TASK TO COMPLETE: Extract every line below that contains the word "table".

SOURCE EXCERPT:

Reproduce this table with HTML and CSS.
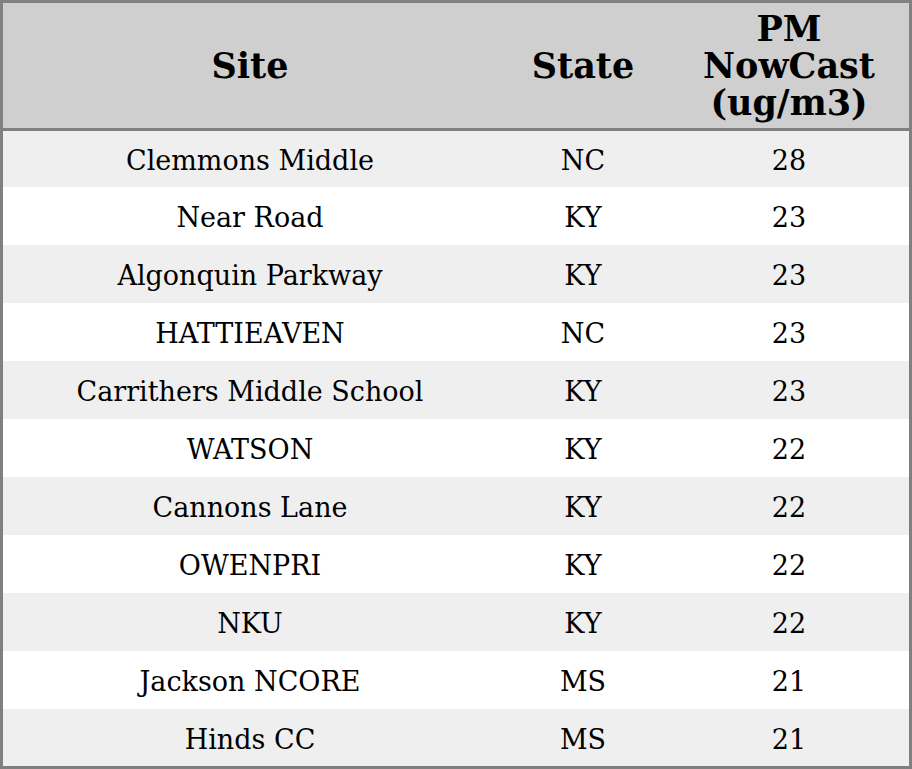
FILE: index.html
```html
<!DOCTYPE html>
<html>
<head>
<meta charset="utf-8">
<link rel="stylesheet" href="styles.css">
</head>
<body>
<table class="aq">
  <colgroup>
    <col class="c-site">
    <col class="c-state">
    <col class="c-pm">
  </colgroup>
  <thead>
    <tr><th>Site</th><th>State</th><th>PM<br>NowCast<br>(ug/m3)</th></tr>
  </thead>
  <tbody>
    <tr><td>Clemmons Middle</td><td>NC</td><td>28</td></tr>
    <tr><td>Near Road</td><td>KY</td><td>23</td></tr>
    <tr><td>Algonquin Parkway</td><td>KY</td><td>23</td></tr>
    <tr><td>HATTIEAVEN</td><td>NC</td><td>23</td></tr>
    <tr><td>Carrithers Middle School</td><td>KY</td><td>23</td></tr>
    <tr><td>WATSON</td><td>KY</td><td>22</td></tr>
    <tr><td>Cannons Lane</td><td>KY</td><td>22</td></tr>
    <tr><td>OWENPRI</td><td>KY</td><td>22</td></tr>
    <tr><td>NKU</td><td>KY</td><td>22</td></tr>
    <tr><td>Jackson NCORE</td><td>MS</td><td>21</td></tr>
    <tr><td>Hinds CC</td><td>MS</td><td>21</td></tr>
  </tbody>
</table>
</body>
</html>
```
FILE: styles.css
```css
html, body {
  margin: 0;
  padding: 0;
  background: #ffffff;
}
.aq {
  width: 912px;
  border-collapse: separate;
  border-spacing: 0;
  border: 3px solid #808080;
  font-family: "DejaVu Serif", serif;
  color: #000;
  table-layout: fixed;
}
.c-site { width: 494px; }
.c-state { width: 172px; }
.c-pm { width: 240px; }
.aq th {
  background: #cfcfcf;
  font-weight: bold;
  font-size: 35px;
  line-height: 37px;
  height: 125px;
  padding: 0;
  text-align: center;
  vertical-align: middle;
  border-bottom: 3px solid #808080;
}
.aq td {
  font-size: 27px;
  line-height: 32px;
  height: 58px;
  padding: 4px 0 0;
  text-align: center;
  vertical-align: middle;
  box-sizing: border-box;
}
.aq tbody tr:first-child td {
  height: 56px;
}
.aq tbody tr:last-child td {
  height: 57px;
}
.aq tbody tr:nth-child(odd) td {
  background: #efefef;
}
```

THE OUTPUT:
Reproduce this table with HTML and CSS.
<table class="aq">
</table>
  table-layout: fixed;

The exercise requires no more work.